WORK REQUIRED: Scan the entries below. List each line with "React".

━━━ DATA FOR THIS TASK

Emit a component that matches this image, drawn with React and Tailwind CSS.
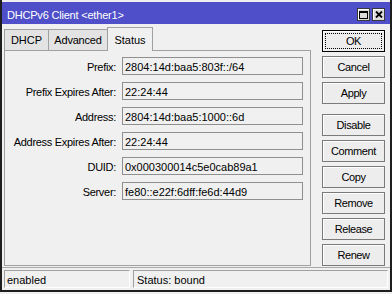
import React from 'react'

const rows = [
  ['Prefix:', '2804:14d:baa5:803f::/64'],
  ['Prefix Expires After:', '22:24:44'],
  ['Address:', '2804:14d:baa5:1000::6d'],
  ['Address Expires After:', '22:24:44'],
  ['DUID:', '0x000300014c5e0cab89a1'],
  ['Server:', 'fe80::e22f:6dff:fe6d:44d9'],
]

const actions = ['Disable', 'Comment', 'Copy', 'Remove', 'Release', 'Renew']

function TitleButton({ children }) {
  return (
    <div className="w-[13px] h-[13px] border border-[#3a3a3a] bg-[#dcdcdc] shadow-[inset_1px_1px_0_#ffffff] flex items-center justify-center">
      {children}
    </div>
  )
}

function Button({ label, focused }) {
  return (
    <button
      className={`relative h-[22px] w-full text-[11px] leading-none tracking-[-0.4px] text-black bg-[#ededed] shadow-[inset_1px_1px_0_#ffffff] border ${
        focused ? 'border-black' : 'border-[#7a7a7a]'
      }`}
    >
      {focused && (
        <span className="absolute inset-[2px] border border-dotted border-black" />
      )}
      {label}
    </button>
  )
}

export default function App() {
  return (
    <div
      className="w-[392px] h-[294px] bg-[#f0f0f0] text-black"
      style={{ fontFamily: '"Liberation Sans", Arial, sans-serif' }}
    >
      <div className="h-[292px] border-x-2 border-b-2 border-[#1e1e1e] pt-[2px] flex flex-col">
        {/* Title bar */}
        <div className="h-[22px] bg-[#4f50c9] flex items-start justify-between pl-[5px] pr-[5px]">
          <span className="mt-[8px] text-[11px] leading-[11px] tracking-[-0.2px] text-white">
            DHCPv6 Client &lt;ether1&gt;
          </span>
          <div className="flex gap-[2px] mt-[6px]">
            <TitleButton>
              <svg width="9" height="8" viewBox="0 0 9 8">
                <rect x="0.5" y="0.5" width="8" height="7" fill="none" stroke="#000" />
                <rect x="0" y="0" width="9" height="2" fill="#000" />
              </svg>
            </TitleButton>
            <TitleButton>
              <svg width="8" height="7" viewBox="0 0 8 7">
                <path d="M1 0.5 L7 6.5 M7 0.5 L1 6.5" stroke="#000" strokeWidth="1.8" />
              </svg>
            </TitleButton>
          </div>
        </div>

        {/* Main area */}
        <div className="h-[242px] flex">
          <div className="ml-[2px] w-[307px] flex flex-col">
            {/* Tabs */}
            <div className="h-[26px] flex items-end text-[11px]">
              <div className="w-[44px] h-[21px] border-l border-t border-[#a0a0a0] bg-[#e3e3e3] flex items-center justify-center">
                DHCP
              </div>
              <div className="w-[59px] h-[21px] border-l border-t border-[#a0a0a0] bg-[#e3e3e3] flex items-center justify-center tracking-[-0.2px]">
                Advanced
              </div>
              <div className="relative z-10 -mb-[1px] w-[46px] h-[24px] border-x border-t border-[#a0a0a0] bg-[#f0f0f0] flex items-start justify-center pt-[4px]">
                Status
              </div>
            </div>

            {/* Panel */}
            <div className="h-[216px] border border-[#a0a0a0] pt-[6px] flex flex-col gap-[7px]">
              {rows.map(([label, value]) => (
                <div key={label} className="flex h-[18px] text-[11px]">
                  <div className="w-[111px] text-right leading-[20px] tracking-[-0.3px] whitespace-nowrap">
                    {label}
                  </div>
                  <div className="ml-[6px] w-[181px] h-[18px] border border-[#8f8f8f] bg-[#f0f0f0] pl-[2px] leading-[18px] overflow-hidden whitespace-nowrap">
                    {value}
                  </div>
                </div>
              ))}
            </div>
          </div>

          {/* Buttons */}
          <div className="ml-[11px] w-[63px] mt-[6px] flex flex-col gap-[4px]">
            <Button label="OK" focused />
            <Button label="Cancel" />
            <Button label="Apply" />
            <div className="h-[6px] -my-[2px]" />
            {actions.map(a => (
              <Button key={a} label={a} />
            ))}
          </div>
        </div>

        {/* Status bar */}
        <div className="mt-[1px] border-t border-[#a8a8a8] pt-[2px] pb-[2px] px-[2px] flex gap-[3px] text-[11px]">
          <div className="w-[126px] h-[18px] border border-t-[#a0a0a0] border-l-[#a0a0a0] border-b-white border-r-white pl-[2px] leading-[18px]">
            enabled
          </div>
          <div className="flex-1 h-[18px] border border-t-[#a0a0a0] border-l-[#a0a0a0] border-b-white border-r-white pl-[3px] leading-[18px]">
            Status: bound
          </div>
        </div>
      </div>
    </div>
  )
}
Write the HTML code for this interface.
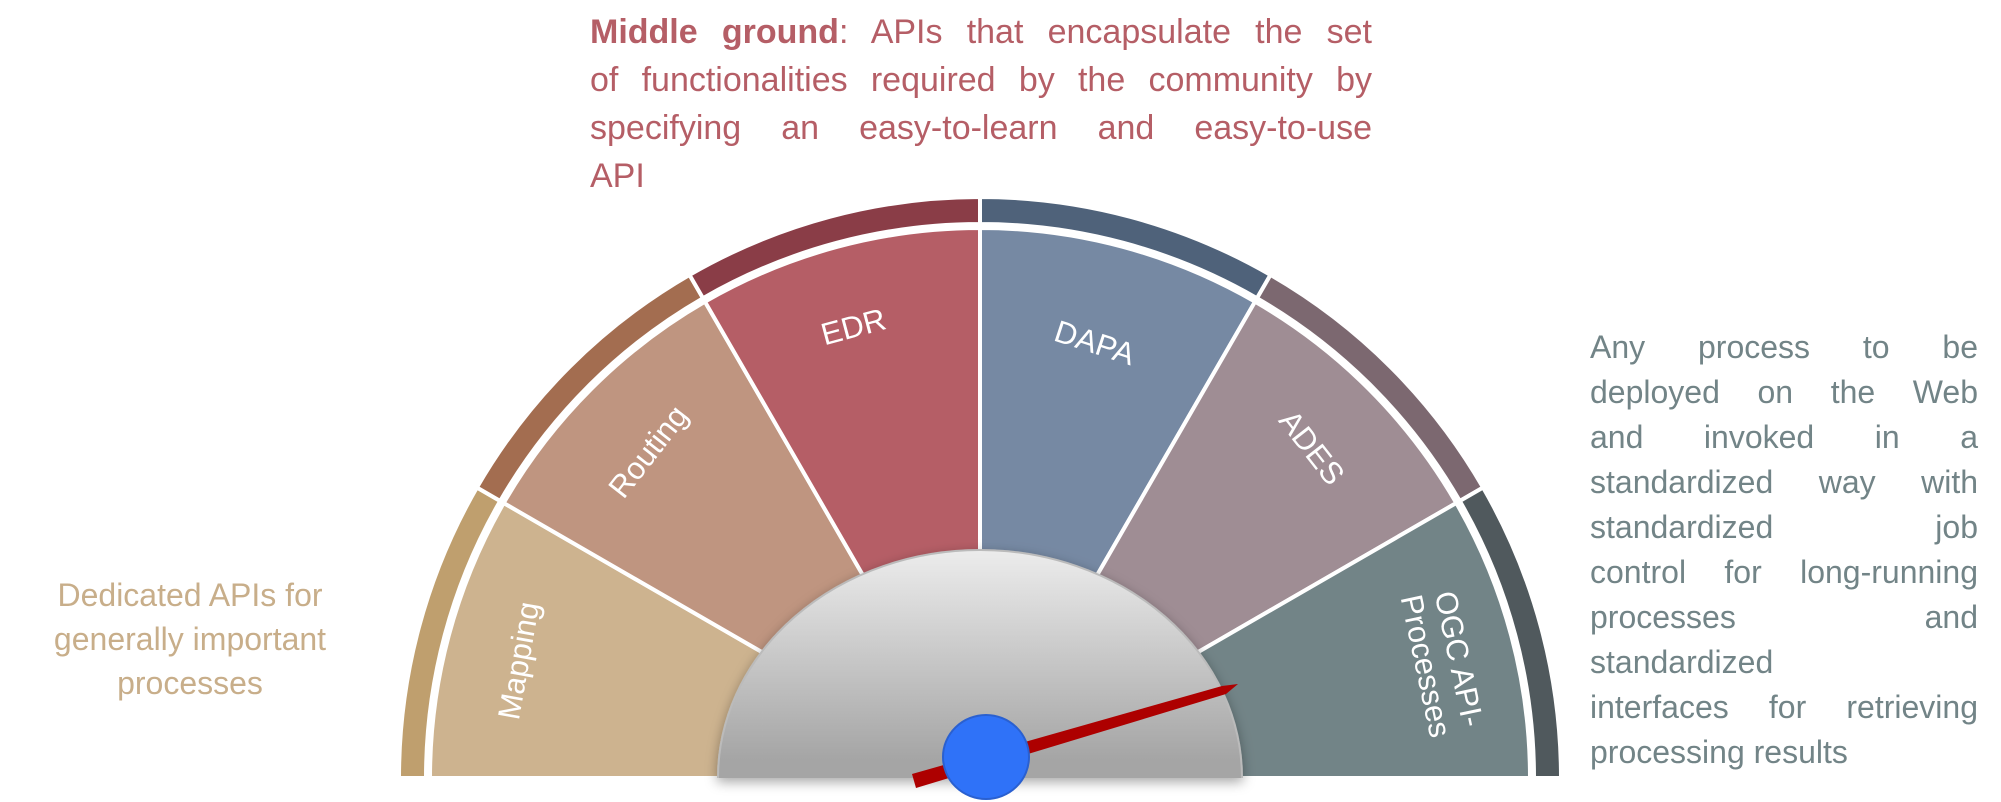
<!DOCTYPE html>
<html><head><meta charset="utf-8"><style>
html,body{margin:0;padding:0;background:#fff;}
body{width:2001px;height:802px;position:relative;overflow:hidden;font-family:"Liberation Sans",Arial,sans-serif;}
.blk{position:absolute;}
.blk div{white-space:nowrap;}
.j{text-align:justify;text-align-last:justify;}
.l{text-align:left;}
#top{left:590px;top:8px;width:782px;font-size:34px;line-height:48px;color:#b55e66;}
#right{left:1590px;top:325px;width:388px;font-size:32px;line-height:45px;color:#728487;}
#left{left:20px;top:573px;width:340px;font-size:32px;line-height:44px;color:#c8ae8a;text-align:center;}
svg{position:absolute;left:0;top:0;}
</style></head><body>
<svg width="2001" height="802" viewBox="0 0 2001 802">
<defs>
<linearGradient id="hub" gradientUnits="userSpaceOnUse" x1="0" y1="550" x2="0" y2="760">
<stop offset="0" stop-color="#ececec"/><stop offset="1" stop-color="#a5a5a5"/>
</linearGradient>
<filter id="sh" x="-20%" y="-20%" width="140%" height="140%"><feDropShadow dx="0" dy="4" stdDeviation="6" flood-color="#000" flood-opacity="0.35"/></filter>
<clipPath id="up"><rect x="0" y="0" width="2001" height="778"/></clipPath>
</defs>
<g stroke="#fff" stroke-width="4">
<path d="M399,778 A581,581 0 0 1 476.9,487.5 L500.2,501 A554,554 0 0 0 426,778 Z" fill="#bf9f6e"/>
<path d="M476.9,487.5 A581,581 0 0 1 689.5,274.9 L703,298.2 A554,554 0 0 0 500.2,501 Z" fill="#a36d50"/>
<path d="M689.5,274.9 A581,581 0 0 1 980,197 L980,224 A554,554 0 0 0 703,298.2 Z" fill="#8a3d47"/>
<path d="M980,197 A581,581 0 0 1 1270.5,274.9 L1257,298.2 A554,554 0 0 0 980,224 Z" fill="#4f627a"/>
<path d="M1270.5,274.9 A581,581 0 0 1 1483.1,487.5 L1459.8,501 A554,554 0 0 0 1257,298.2 Z" fill="#7c6870"/>
<path d="M1483.1,487.5 A581,581 0 0 1 1561,778 L1534,778 A554,554 0 0 0 1459.8,501 Z" fill="#50595d"/>
<path d="M980,778 L430,778 A550,550 0 0 1 503.7,503 Z" fill="#cdb38f"/>
<path d="M980,778 L503.7,503 A550,550 0 0 1 705,301.7 Z" fill="#bf9580"/>
<path d="M980,778 L705,301.7 A550,550 0 0 1 980,228 Z" fill="#b55e66"/>
<path d="M980,778 L980,228 A550,550 0 0 1 1255,301.7 Z" fill="#7689a3"/>
<path d="M980,778 L1255,301.7 A550,550 0 0 1 1456.3,503 Z" fill="#9f8d94"/>
<path d="M980,778 L1456.3,503 A550,550 0 0 1 1530,778 Z" fill="#728487"/>
</g>
<g fill="#fff" font-family="Liberation Sans, Arial, sans-serif" font-size="31" text-anchor="middle" dominant-baseline="middle">
<text transform="translate(854,329) rotate(-15)">EDR</text>
<text transform="translate(1094,345) rotate(18)">DAPA</text>
<text transform="translate(650,453) rotate(-52)">Routing</text>
<text transform="translate(1310,449) rotate(52)">ADES</text>
<text transform="translate(521,661) rotate(-80)">Mapping</text>
<text transform="translate(1440,663) rotate(78)"><tspan x="0" y="-17">OGC API-</tspan><tspan x="0" y="17">Processes</tspan></text>
</g>
<g filter="url(#sh)">
<ellipse cx="980" cy="778" rx="262" ry="228" fill="url(#hub)" clip-path="url(#up)" stroke="#bbb" stroke-width="2"/>
</g>
<polygon points="912,774 1222,686 1238,684 1226,694 916,788" fill="#ad0000"/>
<ellipse cx="986" cy="757" rx="43" ry="42" fill="#2f72f8" stroke="#2a60d0" stroke-width="2"/>
</svg>
<div class="blk" id="top">
<div class="j"><b>Middle ground</b>: APIs that encapsulate the set</div>
<div class="j">of functionalities required by the community by</div>
<div class="j">specifying an easy-to-learn and easy-to-use</div>
<div class="l">API</div>
</div>
<div class="blk" id="right">
<div class="j">Any process to be</div>
<div class="j">deployed on the Web</div>
<div class="j">and invoked in a</div>
<div class="j">standardized way with</div>
<div class="j">standardized job</div>
<div class="j">control for long-running</div>
<div class="j">processes and</div>
<div class="l">standardized</div>
<div class="j">interfaces for retrieving</div>
<div class="l">processing results</div>
</div>
<div class="blk" id="left">
<div>Dedicated APIs for</div>
<div>generally important</div>
<div>processes</div>
</div>
</body></html>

━━━━━━

FINISHED EXERCISE:
Emit a component that matches this image, drawn with React and Tailwind CSS.
import React from 'react'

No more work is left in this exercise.